Before this location, she had rented a studio in St. Paul but wanted to be closer to her home in Central, near Powderhorn Park. She called the storefront listing on a whim thinking they would never let her have a woodshop in an office/retail space. “Luckily my landlord is a spoon carver and encourages me to chainsaw in the back parking lot,” remarked Hirsch.

When she was starting out, Hirsch rented galleries to teach spoon carving, and it was a great way to test the waters without jumping into expensive overhead. “Now I offer my space for educators in the same way,” she pointed out. “We have a Writing as Healing workshop going on right now, taught by Glenda Reed, and a Turn of the Century Shoe Making Class taught by Martha Brummitt.”

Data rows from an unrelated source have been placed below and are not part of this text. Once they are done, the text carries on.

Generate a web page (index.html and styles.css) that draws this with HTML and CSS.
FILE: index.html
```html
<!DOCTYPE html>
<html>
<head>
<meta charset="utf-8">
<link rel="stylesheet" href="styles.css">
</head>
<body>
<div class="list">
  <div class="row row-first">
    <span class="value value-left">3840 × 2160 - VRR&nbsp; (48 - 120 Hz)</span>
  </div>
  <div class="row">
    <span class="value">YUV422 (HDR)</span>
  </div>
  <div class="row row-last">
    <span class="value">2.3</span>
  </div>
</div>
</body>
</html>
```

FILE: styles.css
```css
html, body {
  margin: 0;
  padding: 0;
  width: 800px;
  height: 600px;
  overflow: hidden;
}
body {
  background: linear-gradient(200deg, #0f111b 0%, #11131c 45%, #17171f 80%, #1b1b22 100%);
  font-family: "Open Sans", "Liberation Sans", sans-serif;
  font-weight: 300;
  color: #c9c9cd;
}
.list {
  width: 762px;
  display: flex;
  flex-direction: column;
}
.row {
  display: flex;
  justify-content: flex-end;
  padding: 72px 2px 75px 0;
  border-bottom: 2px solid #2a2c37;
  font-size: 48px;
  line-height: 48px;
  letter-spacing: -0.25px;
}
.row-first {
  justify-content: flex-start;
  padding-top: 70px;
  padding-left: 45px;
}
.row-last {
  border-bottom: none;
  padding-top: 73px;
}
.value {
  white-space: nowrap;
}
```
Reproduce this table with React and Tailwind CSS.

Complimentary layer of sawdust
Community members are encouraged to drop by for a sale on Dec. 3, 11am-6pm. It will showcase women and non-binary makers ranging from ceramicists to weavers.

Additionally, the shop is normally open 10am-4pm, Tues.-Fri., with classes on the weekends. “If the lights are on, come on in!” encouraged Hirsch. The front window is packed with goods for sale made by instructors and awesome makers. Please note that most objects come with a complimentary layer of sawdust.